A discussion followed about the issue of council members taking topics off focus. McCarthy, who acted as mayor protem in Mayor Chris Koos’ absence, reminded the council to keep conversation reasonably focused on the contract at hand. However, he did offer NPD the opportunity to respond.

NPD Chief Rick Bleichner said while the department previously talked to the council about the May 31 looting, he’d be happy to come back and discuss the matter again.

“There’s been a lot made on both sides about staff leaving the Target store,” that night, he said. Saying  NPD is adequately trained, he said Normal police quickly assessed the situation that night, and the substantial amount of force that would have been needed to overcome the situation, if they stayed.

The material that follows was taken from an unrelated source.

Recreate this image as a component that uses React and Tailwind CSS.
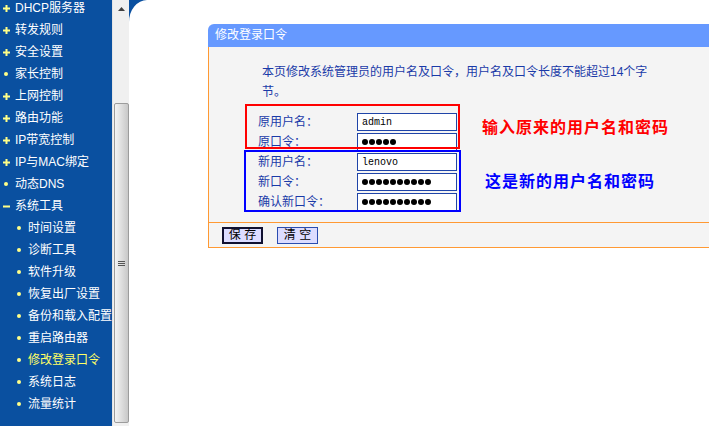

“That action would have posed a serious risk to staff, would have posed injury or potential death, to either officers or the public,” he said. NPD consciously chose to protect lives over property, added Bleichner. He noted much of the police work associated with the May 31 incident prevented similar situations in the town, and that more than 40 arrests were made in connection with the criminal activity.

Nord then told Bleichner he intended for his comments to be in support of NPD, and not a criticism.

Also at the meeting, the council approved 

  • Exterior design plans for the future Crunch Fitness facility that is moving into the former Hobby Lobby space at the Shoppes at College Hills. The 10-year-old New York-based company will be permitted to hang a 350-square-foot sign on its orange exterior. 
  • Renewing the self-insured group plan with AD&D, for the city’s employee group health, dental, and life insurance plan. New rates that include a 3.8% premium increase for Blue Cross/Blue Shield health insurance, are effective January 2021, and come in under budget, saving the town about $75,000, according to council materials.  
  • A nearly $120,000 agreement with HCIactive and eHealth for city employee wellness services. The town formerly worked with Interactive Health, which went bankrupt in June.